CircleCI-Public / python-orb

Common CircleCI tasks for the Python programming language.
https://circleci.com/developer/orbs/orb/circleci/python
MIT License
13 stars 37 forks source link

Potentially undesirable behavior: Lockfile deleted and recreated #111

Closed tboddyspargo closed 16 hours ago

tboddyspargo commented 1 year ago

Describe Request:

Thanks for this awesome, orb, everyone! This really helps avoid re-inventing the wheel within the community!

I just wanted to call out this odd behavior and ask if there was a specific reason for it:

Within the Copy to cache directory step of the install-packages command

              LOCKFILE_PATH="${CACHE_DIR}/lockfile"

              if [ -e "${LOCKFILE_PATH}" ]; then
                  rm -f "${LOCKFILE_PATH}"
              fi

              if [ -e "${LOCK_FILE}" ]; then
                  FULL_LOCK_FILE=$(readlink -f "${LOCK_FILE}")

                  echo "INFO: Copying ${FULL_LOCK_FILE} to ${LOCKFILE_PATH}"
                  cp "${FULL_LOCK_FILE}" "${LOCKFILE_PATH}"
              fi

This code appears to be deleting and then immediately re-creating the temporary lockfile. Why?

FWIW: I think it would be good for this command to clean up after itself (by removing the temporary lockfile copy), but it would need to do so after the save_cache step.
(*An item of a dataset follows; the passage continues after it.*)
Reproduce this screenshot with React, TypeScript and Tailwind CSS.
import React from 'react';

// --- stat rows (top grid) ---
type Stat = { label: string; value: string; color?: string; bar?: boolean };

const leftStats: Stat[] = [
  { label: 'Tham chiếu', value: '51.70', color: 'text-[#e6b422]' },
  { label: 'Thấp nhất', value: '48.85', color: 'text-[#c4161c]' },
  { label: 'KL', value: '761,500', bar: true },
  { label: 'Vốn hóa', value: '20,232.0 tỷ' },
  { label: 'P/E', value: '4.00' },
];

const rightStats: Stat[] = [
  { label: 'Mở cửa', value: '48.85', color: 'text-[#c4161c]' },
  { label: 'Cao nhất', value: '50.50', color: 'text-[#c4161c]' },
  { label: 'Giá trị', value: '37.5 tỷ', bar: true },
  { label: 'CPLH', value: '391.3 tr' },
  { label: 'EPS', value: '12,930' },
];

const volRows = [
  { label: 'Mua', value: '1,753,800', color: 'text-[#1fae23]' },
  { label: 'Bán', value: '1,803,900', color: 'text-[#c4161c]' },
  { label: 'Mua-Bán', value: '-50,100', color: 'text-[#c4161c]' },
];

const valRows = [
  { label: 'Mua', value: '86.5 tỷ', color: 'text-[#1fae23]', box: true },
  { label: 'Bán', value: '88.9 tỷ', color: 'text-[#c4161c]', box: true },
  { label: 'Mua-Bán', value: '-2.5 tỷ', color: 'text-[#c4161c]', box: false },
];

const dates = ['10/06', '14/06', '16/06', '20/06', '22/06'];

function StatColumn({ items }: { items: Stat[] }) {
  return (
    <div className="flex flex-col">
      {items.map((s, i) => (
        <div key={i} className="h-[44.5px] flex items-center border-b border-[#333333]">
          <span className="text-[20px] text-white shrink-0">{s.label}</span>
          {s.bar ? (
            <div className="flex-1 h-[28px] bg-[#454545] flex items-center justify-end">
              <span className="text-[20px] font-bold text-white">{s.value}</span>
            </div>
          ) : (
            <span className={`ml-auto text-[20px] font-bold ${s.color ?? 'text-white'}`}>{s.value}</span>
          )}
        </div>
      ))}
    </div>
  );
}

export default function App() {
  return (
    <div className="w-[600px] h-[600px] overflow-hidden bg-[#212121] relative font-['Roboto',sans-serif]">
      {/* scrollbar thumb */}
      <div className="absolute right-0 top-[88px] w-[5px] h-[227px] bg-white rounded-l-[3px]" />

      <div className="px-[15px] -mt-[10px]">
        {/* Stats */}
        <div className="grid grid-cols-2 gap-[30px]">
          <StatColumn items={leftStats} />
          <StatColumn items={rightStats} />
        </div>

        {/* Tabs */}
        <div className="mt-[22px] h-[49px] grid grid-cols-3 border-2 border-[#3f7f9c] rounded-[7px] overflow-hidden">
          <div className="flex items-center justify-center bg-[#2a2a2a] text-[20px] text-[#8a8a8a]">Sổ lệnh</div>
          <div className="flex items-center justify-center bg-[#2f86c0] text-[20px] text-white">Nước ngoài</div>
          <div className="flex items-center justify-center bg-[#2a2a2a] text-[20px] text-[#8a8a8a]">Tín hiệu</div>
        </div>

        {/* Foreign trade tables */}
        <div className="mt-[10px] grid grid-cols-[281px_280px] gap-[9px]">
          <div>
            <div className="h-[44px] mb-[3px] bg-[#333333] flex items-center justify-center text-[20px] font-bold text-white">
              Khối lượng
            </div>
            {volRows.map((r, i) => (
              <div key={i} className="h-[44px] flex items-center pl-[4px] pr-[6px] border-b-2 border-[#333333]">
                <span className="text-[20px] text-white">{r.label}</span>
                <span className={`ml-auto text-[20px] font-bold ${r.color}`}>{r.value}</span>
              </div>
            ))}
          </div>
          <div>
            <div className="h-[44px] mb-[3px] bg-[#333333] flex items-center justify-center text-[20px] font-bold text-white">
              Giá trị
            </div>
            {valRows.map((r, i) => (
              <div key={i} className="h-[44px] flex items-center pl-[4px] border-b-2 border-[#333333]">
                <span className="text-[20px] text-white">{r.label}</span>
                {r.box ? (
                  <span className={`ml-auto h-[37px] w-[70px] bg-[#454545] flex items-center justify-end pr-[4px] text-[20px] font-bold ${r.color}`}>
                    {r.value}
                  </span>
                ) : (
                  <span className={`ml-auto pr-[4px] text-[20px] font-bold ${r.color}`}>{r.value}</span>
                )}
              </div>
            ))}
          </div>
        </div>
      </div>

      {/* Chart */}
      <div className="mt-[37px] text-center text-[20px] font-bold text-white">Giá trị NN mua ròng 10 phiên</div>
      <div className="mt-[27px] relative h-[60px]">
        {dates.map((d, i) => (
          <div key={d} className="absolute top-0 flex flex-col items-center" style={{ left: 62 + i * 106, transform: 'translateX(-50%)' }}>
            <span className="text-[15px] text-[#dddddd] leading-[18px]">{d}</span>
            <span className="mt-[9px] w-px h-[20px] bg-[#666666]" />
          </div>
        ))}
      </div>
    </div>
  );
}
Supporting Documentation Links:

marboledacci commented 6 days ago

This was created a while ago and this code was part of the orb since the beginning. The person who made it is no longer part of CircleCI so I cannot be certain, but for my understanding of the code, it is done this way so the there is no lockfile when the project doesn't have one defined. It could happen that LOCKFILE_PATH exists when LOCK_FILE doesn't, so this prevents to keep that LOCKFILE_PATH there.

About the clean up you mention, I don't understand very well what do you mean. Would you like to delete LOCKFILE_PATH after the save_cache step? In that case, why?

tboddyspargo commented 6 days ago

It's been a while since I thought about this, but I guess I'm just not sure about that scenario.

It seems to me that if LOCKFILE_PATH exists at the beginning of the command, cache-link-lockfile.sh trusts that it is accurate (the assumption being that it's a reserved path and that if it exists, then it was created by us and is up to date?). At the end of cache-link-lockfile.sh, LOCKFILE_PATH should either exist and be trustworthy, or not exist and we warned that there was a problem finding it. At that point, if LOCKFILE_PATH exists, we're treating it as a reliable cache key in subsequent command steps. It just seems unnecessary to me that we might consider LOCKFILE_PATH unreliable as a cache key after cache-save.sh if we didn't before then.

In other words, If LOCKFILE_PATH exists prior to cache-link-lockfile.sh, why would we trust it enough to restore the cache based on it, but not trust it enough to save the cache again at the end? Is there a scenario where LOCK_FILE changed in between that I haven't considered? Or is there simply a reason I'm not thinking of that it is important to trust the file for restoring the cache, but not for saving it at the end?

marboledacci commented 5 days ago

Looking through the history of the file, and the issues and PRs related to it, I found the LOCKFILE_PATH used to be a hard link, so instead of deleting, it was unlinked to be able to link again. This was later changed to be a copy instead of a link, and therefore the unlink became a rm. I would say is not really required now, but for the way the changes were made it was not considered.

tboddyspargo commented 5 days ago

I see, thanks! Might be worth tidying up at some point, but clearly it's not a very impactful detail.

marboledacci commented 16 hours ago

Thanks for the heads up @tboddyspargo, for now I will close this issue. We will take a look at cleaning this up in the next major release.